Drone danger warning after near-misses at Scots airports
The devices can smash plane windscreens and shatter helicopter rotors.
Drones can smash the windows of planes and shatter helicopter blades, it had been warned after a series of near-misses.
There have been at least four incidents in the last nine months where planes narrowly avoided drones at airports in Scotland.
They include a near-miss involving a Thomas Cook passenger jet carrying 200 people at Glasgow Airport.
The pilot was forced to take evasive action to avoid the drone, which missed the plane by around 70ft as it landed.
Pilots union Balpa say even low-speed collisions could be "catastrophic" following a new study which shows drones are capable of smashing through the windscreens of jets.
Balpa has urged the UK Government to create a register of drone pilots and called for the use of geofencing technology to prevent them being flown near airports.

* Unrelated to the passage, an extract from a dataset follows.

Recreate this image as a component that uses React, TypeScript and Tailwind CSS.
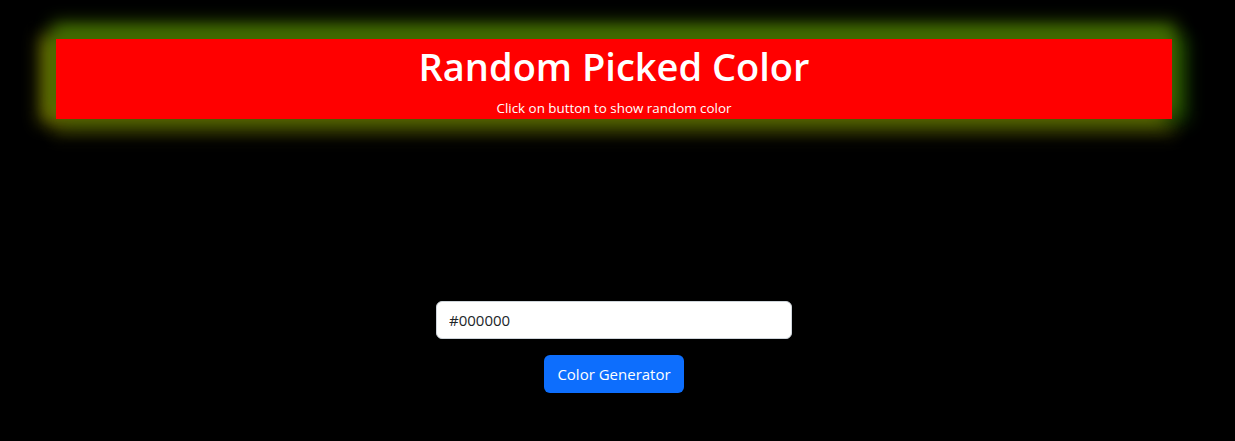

General secretary Brian Strutton said: "Pilots have been warning about the rise in the number of cases of drones being flown irresponsibly close to aircraft and airports for some time.
"This report clearly shows that readily-available drones which can be flown by anyone can shatter or go straight through an aircraft windshield or shatter a helicopter rotor.
"Those impacts would have catastrophic consequences."
Mr Strutton added: "We are reassured that the matter is being taken seriously in the corridors of power."